In Louisiana, heavy bands of rain are expected all day Monday and the risk is going to be for that heavy rainfall and potential for flash flooding, National Weather Service meteorologist Donald Jones said in a Monday morning Facebook Live briefing.

Meteorologists in Louisiana are watching for lingering rainbands, which could drop copious amounts of rain wherever they materialise, as well as quick, spin-up tornadoes, said Donald Jones, a National Weather Service meteorologist in Lake Charles, Louisiana.

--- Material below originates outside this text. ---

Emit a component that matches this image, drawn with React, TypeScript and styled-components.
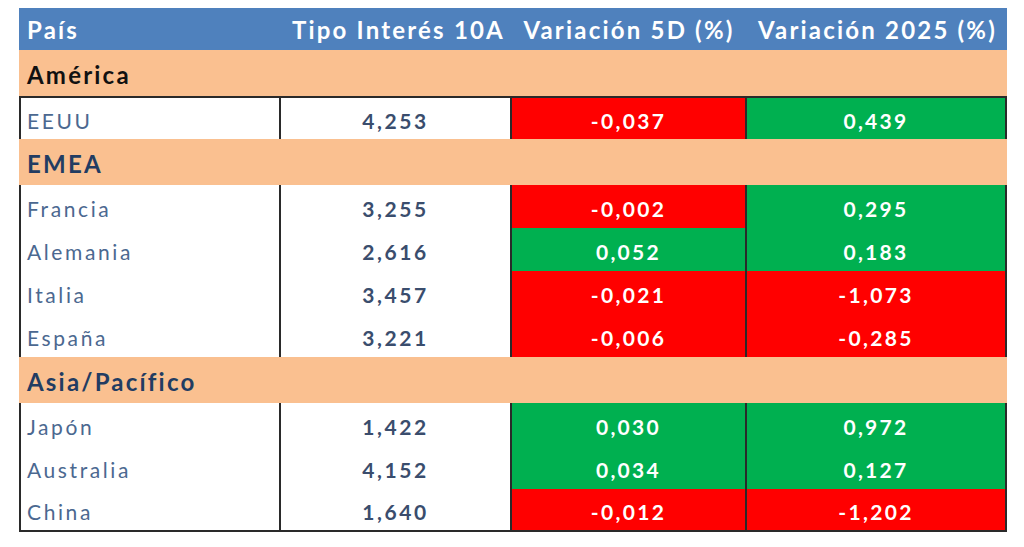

It's just a matter of exactly where that's going to be, Jones said. That's very difficult to predict more than maybe an hour or so in advance.

People on the Texas coast boarded up windows and left beach towns under an evacuation order. Many residents and business owners took the typical storm precautions but also expressed uncertainty about the storm's intensity.

In Port Lavaca, Jimmy May fastened plywood over the windows of his electrical supply company and said he wasn't concerned about the possible storm surge. He recalled his business had escaped flooding in a previous hurricane that brought a 20-foot (6-metre) storm surge.

In town, you know, if you're in the low-lying areas, obviously, you need to get out of there, he said.

The White House said Sunday that the Federal Emergency Management Agency had sent emergency responders, search-and-rescue teams, bottled water and other resources along the coast.

Beryl battered Mexico as a Category 2 hurricane last week, toppling trees but causing no injuries or deaths before weakening to a tropical storm as it moved across the Yucatan Peninsula.

Before hitting Mexico, Beryl wrought destruction in Jamaica, Barbados and St. Vincent and the Grenadines. Three people were reported dead in Grenada, three in St Vincent and the Grenadines, three in Venezuela and two in Jamaica.